I am learning the partial derivative and I am stuck on how to proceed with the following expression.
z = √(4 - x^2 - y^2)
the expressions I need to find are Δ_x z,Δ_y z and Δz, which are are intersections in the plane x,y,z, where
Δ_x z = f(x+Δx,y) - f(x,y)
Δ_y z = f(x,y+Δy) - f(x,y)
Δz = f(x+Δx,y+Δy) - f(x,y)
I have been out of school for a few years now and I can't find any explanations on how to simplify addition expression in a radical such as the expresion z above and this is blocking me.

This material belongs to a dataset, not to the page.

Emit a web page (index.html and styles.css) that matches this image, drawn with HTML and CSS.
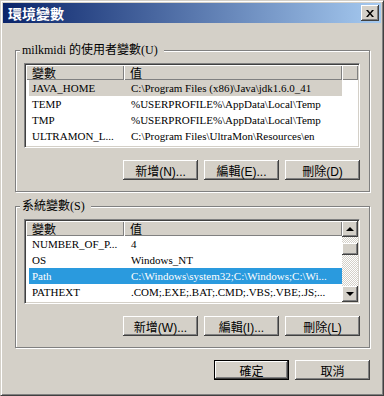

My first instinct would be to leave the expression complete (for example, Δ_x z = √(4 - (x+Δx)^2 - y^2) - √(4 - x^2 - y^2), but in my previous examples, the -f(x,y) part of the expressions would simplify the non-delta expressions and that confuses me.
Thank you for your help.
If you are trying to compute the partial derivative wrt $x$ of $z = \sqrt{4-x^2-y^2}$, given by $$\frac{\partial z}{\partial x} = \lim_{\Delta x \rightarrow 0} \frac{\sqrt{4-(x+\Delta x)^2-y^2} - \sqrt{4-x^2-y^2}}{\Delta x}$$, a good trick is to multiply numerator and denominator by the conjugate expression $\sqrt{4-(x+\Delta x)^2-y^2} + \sqrt{4-x^2-y^2}$ and simplify. This will eliminate the square roots.